American Addiction Centers States Your Help Is Hurting You

Benzodiazepines are the most often prescribed treatment for anxiety or seizures. Like many drugs benzodiazepines are addictive. The American Addiction Centers wants everyone to know that these are hurting you more than they are helping.

These dangerously addictive prescription drugs include Valium, Xanax, Ativan and Ambien along with others can do more harm to the patient than what they realize.

Over time, the body builds up a tolerance to the benzos. The desired effect of slowing down the brain and thought processes, and the calming effect is not as effective. The patient then needs a higher dosage to obtain the same effect. There is a feeling of dependency, and the patient will start to crave the drug more and more.

There is another effect of benzodiazepines. When taken, the brain feels a rush of dopamine. Dopamine is associated with happiness and rewards. Naturally, the brain functions in a way that makes you want to feel the effect again and again. This is how addiction begins.

The benzos cannot be stopped immediately, the patient needs to wean off the dosage. If not followed by a physician, the withdrawal symptoms can be so intense that death happens.

Rather, American Addiction Center physicians want you to have a clear and detailed conversation with the physician prescribing the medication.

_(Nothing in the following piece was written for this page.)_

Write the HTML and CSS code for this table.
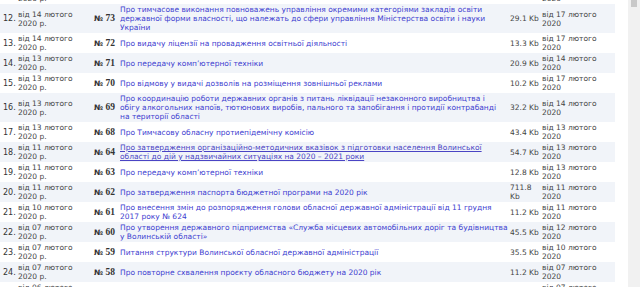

The benzodiazepine should not be given to a patient as the first option. A discussion about the side effects, the possibility of dependency that leads to cravings and addiction, and also the possibilities of short term treatment if benzos are prescribed.

Dr. Lawrence Weinstein, who is the CMO at American Addiction Centers, reiterates that although it is not intentional by the patient, it may only take a few short months or even less for a patient to become addicted.

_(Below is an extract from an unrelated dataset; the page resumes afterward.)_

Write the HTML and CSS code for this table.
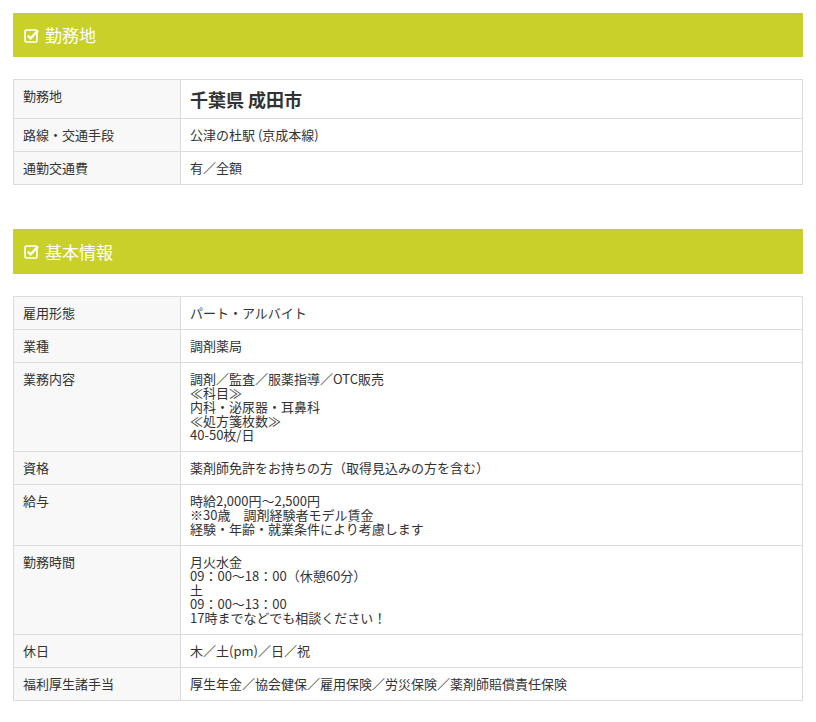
FILE: index.html
```html
<!DOCTYPE html>
<html lang="ja">
<head>
<meta charset="utf-8">
<link rel="stylesheet" href="styles.css">
</head>
<body>
<div class="page">
  <section class="section">
    <h2 class="bar"><svg class="chk" viewBox="0 0 15 15" width="15" height="15"><rect x="1" y="2" width="12" height="12" rx="1.5" fill="none" stroke="#fff" stroke-width="1.6"/><path d="M3.8 7.6 L6.6 10.3 L14 2.6" fill="none" stroke="#fff" stroke-width="2.4"/></svg>勤務地</h2>
    <table class="info">
      <tr><th>勤務地</th><td class="big">千葉県 成田市</td></tr>
      <tr><th>路線・交通手段</th><td>公津の杜駅 (京成本線)</td></tr>
      <tr><th>通勤交通費</th><td>有／全額</td></tr>
    </table>
  </section>
  <section class="section second">
    <h2 class="bar"><svg class="chk" viewBox="0 0 15 15" width="15" height="15"><rect x="1" y="2" width="12" height="12" rx="1.5" fill="none" stroke="#fff" stroke-width="1.6"/><path d="M3.8 7.6 L6.6 10.3 L14 2.6" fill="none" stroke="#fff" stroke-width="2.4"/></svg>基本情報</h2>
    <table class="info">
      <tr><th>雇用形態</th><td>パート・アルバイト</td></tr>
      <tr><th>業種</th><td>調剤薬局</td></tr>
      <tr><th>業務内容</th><td>調剤／監査／服薬指導／OTC販売<br>≪科目≫<br>内科・泌尿器・耳鼻科<br>≪処方箋枚数≫<br>40-50枚/日</td></tr>
      <tr><th>資格</th><td>薬剤師免許をお持ちの方（取得見込みの方を含む）</td></tr>
      <tr><th>給与</th><td>時給2,000円～2,500円<br>※30歳　調剤経験者モデル賃金<br>経験・年齢・就業条件により考慮します</td></tr>
      <tr><th>勤務時間</th><td>月火水金<br>09：00～18：00（休憩60分）<br>土<br>09：00～13：00<br>17時までなどでも相談ください！</td></tr>
      <tr><th>休日</th><td>木／土(pm)／日／祝</td></tr>
      <tr><th>福利厚生諸手当</th><td>厚生年金／協会健保／雇用保険／労災保険／薬剤師賠償責任保険</td></tr>
    </table>
  </section>
</div>
</body>
</html>
```
FILE: styles.css
```css
html, body {
  margin: 0;
  padding: 0;
  background: #fff;
}
body {
  font-family: "Noto Sans CJK JP", "Noto Sans", sans-serif;
  color: #333;
}
.page {
  padding: 13px 13px 0 13px;
  width: 790px;
}
.section.second {
  margin-top: 44px;
}
.bar {
  margin: 0;
  height: 44px;
  background: #c9d02a;
  color: #fff;
  font-size: 17px;
  font-weight: normal;
  line-height: 44px;
  display: flex;
  align-items: center;
  padding-left: 11px;
}
.second .bar {
  height: 45px;
}
.chk {
  margin-right: 6px;
  flex: none;
}
.info {
  margin-top: 22px;
  width: 790px;
  border-collapse: collapse;
  font-size: 13px;
  line-height: 14px;
}
.info th, .info td {
  border: 1px solid #dcdcdc;
  padding: 9px 10px 9px 9px;
  text-align: left;
  vertical-align: top;
  font-weight: normal;
}
.info th {
  width: 147px;
  background: #f8f8f8;
}
.info td.big {
  font-size: 18px;
  font-weight: bold;
  line-height: 20px;
}
```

The use of benzos is known to cause cognitive issues in patients and is also associated with dementia. There are also some pretty undesirable side effects associated with benzodiazepine use.

Dizziness, drowsiness, headaches and even depression can be a result. Benzos are generally taken to assist with anxiety, but Weinstein cautions that one of the major withdrawal symptoms is anxiety. Other symptoms of using too much of the drug include mood changes, vision becomes blurry, slowed coordination and poor judgment. Chronic misuse can cause issues of insomnia, all the way to coma or death.

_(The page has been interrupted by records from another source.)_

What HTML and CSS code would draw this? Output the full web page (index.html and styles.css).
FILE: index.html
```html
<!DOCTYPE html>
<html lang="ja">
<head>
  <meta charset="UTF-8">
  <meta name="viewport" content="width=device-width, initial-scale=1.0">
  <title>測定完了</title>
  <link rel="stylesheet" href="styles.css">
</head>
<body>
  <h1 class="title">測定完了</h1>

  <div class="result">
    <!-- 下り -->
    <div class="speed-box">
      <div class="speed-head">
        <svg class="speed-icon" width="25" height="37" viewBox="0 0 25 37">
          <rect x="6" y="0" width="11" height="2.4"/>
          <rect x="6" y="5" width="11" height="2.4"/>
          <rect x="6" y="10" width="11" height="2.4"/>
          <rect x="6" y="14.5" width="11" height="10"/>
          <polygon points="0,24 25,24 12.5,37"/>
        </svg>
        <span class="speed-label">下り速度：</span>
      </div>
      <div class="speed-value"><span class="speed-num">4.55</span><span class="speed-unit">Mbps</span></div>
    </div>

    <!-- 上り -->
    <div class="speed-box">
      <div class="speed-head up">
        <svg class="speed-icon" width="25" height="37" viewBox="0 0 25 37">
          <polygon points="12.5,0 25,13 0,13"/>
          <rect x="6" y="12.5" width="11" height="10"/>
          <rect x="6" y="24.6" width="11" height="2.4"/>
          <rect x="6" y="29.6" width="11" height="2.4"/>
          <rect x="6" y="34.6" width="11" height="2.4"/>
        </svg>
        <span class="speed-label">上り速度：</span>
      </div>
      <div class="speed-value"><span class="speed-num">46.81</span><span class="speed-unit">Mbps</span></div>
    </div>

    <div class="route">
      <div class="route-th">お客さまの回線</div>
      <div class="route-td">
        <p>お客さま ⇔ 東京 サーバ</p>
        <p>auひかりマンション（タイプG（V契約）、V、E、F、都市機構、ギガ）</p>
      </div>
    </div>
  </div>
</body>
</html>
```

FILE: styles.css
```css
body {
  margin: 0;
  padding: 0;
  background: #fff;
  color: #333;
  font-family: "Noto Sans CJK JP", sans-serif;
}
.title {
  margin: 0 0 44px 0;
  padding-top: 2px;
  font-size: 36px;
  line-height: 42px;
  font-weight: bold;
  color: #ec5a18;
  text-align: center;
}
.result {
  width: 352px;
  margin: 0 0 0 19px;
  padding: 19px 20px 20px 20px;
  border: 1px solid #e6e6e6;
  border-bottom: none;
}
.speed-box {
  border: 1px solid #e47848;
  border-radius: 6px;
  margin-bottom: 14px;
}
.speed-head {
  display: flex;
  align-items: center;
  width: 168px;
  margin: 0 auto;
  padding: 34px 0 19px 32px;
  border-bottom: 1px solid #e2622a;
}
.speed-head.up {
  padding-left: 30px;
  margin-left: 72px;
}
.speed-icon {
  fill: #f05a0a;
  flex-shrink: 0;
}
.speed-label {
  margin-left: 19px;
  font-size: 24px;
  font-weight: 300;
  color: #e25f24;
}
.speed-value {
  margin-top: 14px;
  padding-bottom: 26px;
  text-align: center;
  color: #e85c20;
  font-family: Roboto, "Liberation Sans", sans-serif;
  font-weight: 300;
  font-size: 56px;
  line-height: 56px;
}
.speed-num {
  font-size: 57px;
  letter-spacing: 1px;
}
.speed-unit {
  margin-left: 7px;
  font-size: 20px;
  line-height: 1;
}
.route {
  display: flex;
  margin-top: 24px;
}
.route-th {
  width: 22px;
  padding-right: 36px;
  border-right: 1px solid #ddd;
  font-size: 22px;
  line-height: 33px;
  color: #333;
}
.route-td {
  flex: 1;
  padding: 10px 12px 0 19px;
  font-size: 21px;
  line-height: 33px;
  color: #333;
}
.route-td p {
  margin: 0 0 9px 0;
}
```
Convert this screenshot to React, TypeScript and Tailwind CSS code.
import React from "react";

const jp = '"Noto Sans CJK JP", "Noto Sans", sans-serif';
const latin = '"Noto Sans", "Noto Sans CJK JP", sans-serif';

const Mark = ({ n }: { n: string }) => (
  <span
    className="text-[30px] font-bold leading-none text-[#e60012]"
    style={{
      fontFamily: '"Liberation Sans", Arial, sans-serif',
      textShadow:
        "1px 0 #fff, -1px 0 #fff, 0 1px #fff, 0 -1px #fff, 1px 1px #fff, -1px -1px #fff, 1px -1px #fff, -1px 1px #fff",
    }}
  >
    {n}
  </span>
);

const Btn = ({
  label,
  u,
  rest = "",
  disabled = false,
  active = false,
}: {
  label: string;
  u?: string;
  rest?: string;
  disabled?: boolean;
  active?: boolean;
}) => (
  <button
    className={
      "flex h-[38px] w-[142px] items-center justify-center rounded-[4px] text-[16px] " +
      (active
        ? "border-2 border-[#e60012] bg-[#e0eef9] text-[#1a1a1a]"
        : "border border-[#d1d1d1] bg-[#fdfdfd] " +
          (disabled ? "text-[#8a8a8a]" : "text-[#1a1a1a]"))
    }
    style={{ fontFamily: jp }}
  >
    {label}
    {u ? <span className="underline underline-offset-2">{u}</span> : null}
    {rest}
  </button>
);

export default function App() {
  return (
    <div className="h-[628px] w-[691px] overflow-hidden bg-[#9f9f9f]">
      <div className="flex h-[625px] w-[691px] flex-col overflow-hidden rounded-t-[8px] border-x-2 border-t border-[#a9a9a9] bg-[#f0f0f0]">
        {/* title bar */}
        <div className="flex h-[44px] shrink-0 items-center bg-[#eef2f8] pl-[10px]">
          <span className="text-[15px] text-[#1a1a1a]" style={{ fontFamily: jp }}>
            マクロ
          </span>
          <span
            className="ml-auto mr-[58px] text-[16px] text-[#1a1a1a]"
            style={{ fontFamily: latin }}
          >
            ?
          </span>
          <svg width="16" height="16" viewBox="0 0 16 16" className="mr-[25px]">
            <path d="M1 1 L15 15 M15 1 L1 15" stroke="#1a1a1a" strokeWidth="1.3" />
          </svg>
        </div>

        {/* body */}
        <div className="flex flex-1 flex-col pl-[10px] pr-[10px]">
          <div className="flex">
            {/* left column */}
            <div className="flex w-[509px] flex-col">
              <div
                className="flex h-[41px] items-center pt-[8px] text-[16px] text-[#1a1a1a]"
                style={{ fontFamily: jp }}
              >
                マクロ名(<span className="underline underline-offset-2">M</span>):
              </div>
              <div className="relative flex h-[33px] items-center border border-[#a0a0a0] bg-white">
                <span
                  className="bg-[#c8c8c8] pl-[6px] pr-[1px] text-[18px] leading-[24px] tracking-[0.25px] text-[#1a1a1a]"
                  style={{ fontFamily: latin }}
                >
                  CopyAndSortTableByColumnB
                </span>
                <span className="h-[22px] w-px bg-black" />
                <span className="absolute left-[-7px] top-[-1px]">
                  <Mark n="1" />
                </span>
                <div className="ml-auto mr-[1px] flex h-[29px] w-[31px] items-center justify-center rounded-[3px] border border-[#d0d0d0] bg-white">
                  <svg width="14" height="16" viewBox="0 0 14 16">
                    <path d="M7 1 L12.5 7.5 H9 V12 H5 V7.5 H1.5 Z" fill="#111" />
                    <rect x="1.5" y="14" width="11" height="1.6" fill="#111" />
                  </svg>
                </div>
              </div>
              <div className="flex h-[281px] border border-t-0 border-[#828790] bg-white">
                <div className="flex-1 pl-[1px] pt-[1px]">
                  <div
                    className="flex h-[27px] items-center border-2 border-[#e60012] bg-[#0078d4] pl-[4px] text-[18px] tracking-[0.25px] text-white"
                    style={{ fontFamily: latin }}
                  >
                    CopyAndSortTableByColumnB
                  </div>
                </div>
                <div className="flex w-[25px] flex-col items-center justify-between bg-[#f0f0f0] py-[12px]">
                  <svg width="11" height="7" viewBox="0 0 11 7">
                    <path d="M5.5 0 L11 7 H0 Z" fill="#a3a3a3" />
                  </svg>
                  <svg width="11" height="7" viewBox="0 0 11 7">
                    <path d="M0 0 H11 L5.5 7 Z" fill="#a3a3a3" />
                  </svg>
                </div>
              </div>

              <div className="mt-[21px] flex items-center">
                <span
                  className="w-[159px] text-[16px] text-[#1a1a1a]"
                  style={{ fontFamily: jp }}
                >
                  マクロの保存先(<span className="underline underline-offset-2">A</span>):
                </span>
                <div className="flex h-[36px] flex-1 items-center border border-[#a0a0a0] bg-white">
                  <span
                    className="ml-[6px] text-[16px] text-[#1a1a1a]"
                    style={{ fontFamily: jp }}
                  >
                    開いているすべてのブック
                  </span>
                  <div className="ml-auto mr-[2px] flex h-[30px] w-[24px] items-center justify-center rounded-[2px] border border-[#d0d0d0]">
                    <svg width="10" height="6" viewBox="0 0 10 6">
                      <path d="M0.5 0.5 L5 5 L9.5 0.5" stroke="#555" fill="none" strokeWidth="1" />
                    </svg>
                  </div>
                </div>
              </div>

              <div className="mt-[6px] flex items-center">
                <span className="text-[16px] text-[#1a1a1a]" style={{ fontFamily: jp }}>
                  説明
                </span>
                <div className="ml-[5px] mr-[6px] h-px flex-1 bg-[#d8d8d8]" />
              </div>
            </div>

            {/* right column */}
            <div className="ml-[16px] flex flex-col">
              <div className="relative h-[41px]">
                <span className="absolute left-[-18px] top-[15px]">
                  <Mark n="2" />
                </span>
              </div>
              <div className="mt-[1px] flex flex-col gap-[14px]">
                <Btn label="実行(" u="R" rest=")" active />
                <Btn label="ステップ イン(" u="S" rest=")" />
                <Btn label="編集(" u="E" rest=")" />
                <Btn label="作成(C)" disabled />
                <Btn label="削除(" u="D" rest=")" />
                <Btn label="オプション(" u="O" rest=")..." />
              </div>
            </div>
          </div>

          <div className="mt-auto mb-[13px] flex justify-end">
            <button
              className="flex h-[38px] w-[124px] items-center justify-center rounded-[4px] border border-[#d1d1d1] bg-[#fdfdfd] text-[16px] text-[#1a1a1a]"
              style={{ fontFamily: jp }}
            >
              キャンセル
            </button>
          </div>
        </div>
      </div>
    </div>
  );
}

There are other types of treatment available to patients, Therapy, relaxation techniques, and selective serotonin reuptake inhibitors have a far less chance of causing addiction in patients.

To aid a patient in detoxing from benzodiazepines, American Centers suggests a slow tapering off of the medication, followed by counseling to learn new ways to cope with anxiety or other issues. After this, aftercare is recommended so as to continue a positive and healthy lifestyle without the need for highly addictive medications like benzodiazepines.